Day 120 on the Appalachian Trail Miles Hiked to Date: 1256 Hiked yesterday: 14 Trail Miles, Miles left to hike: 927
I pulled some of the Reese's Peanut Butter Cakes that Aunt Carol Trail Magic'd us while she pulled on her boots. I filled her water bladder and followed her to the trailhead for a picture, a hug and a kiss. We re-confirmed our meet up spots and then she walked down the long wide path into the woods.
I left and headed towards town, Wifi and coffee. Once the blog was posted, I returned phone calls, emails and caught up with the Editor. Then I drove and parked the PWTTC at the trailhead. I had a few maintenance issues to take care of so I parked in the shade and pulled the tool bag.
First, I used a flathead screw driver to pry a screw back at the bottom of the back door that sometimes "catches" on the door frame and makes the door ridiculously hard to open. (I can only imagine what my fellow shoppers must think of me when I'm pulling on the door and cursing as my cart with groceries starts to roll away!)
(Papa Chip, pay attention to this part) Well, I pried it open and discovered that the head of the screw popped off and the "screwy" part fell inside the door body.

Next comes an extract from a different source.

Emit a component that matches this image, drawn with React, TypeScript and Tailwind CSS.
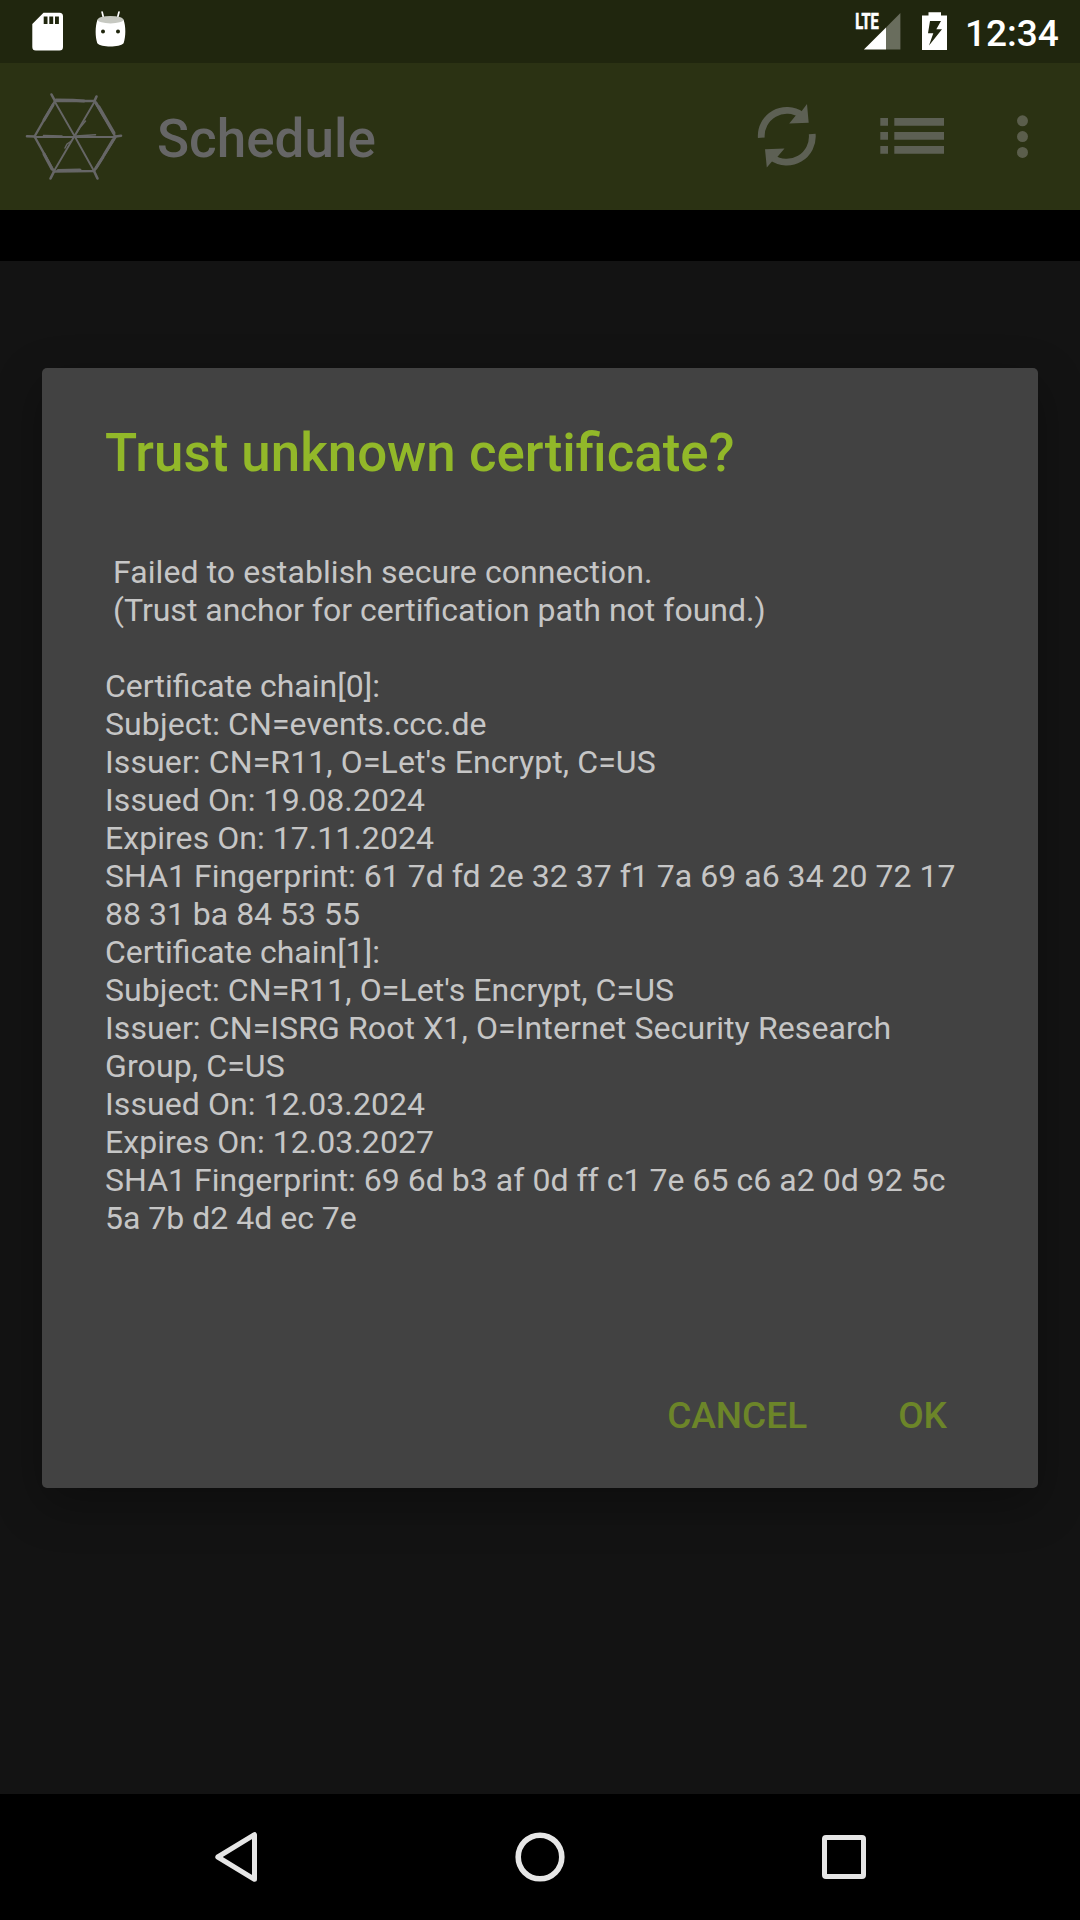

Hmm. I wonder if that's a problem. I'm thinking that screw probably had a reason for being there but nothing bad seems to have happened since it was severed. I'll keep you posted.
Next, I used the Gorilla Tape to re-secure the screen into the window at Chipmunk's bunk. Chocolate Chip gets excited when she hears and sees people from the camper window when I go into stores, etc. She paws at it until the screen comes out of its track, allowing her to hang a paw out the jalousie style windows ... as if to shake hands with the passersby.
When the check came, I pulled out my wallet and Gilgamesh announced that the hikers had already decided to buy my lunch. I tried to object but he insisted. It was a sweet (and super yummy) gesture.
We headed out to the parking lot where Hail Satan and Joe Cool asked if they could get a few quick items at the stores in the strip mall. I told them no problem and the rest of us headed back to the truck camper.
We were in a giddy mood so after Joe Cool climbed in, we drove towards the store where Hail Satan went. He walked out the front and towards the truck. Each time he was close to climbing in, I drove a little further on. I did this about 4 times while everyone laughed. I know it was totally juvenile ... and totally fun! The last time I did something "juvenile" and blogged about it, a reader declared that she was done with reading my blog. I know I can't be what everyone wants me to be; so, I'm just me, with all my flaws, and apparently a 12 year old on the inside that occasionally sneaks out.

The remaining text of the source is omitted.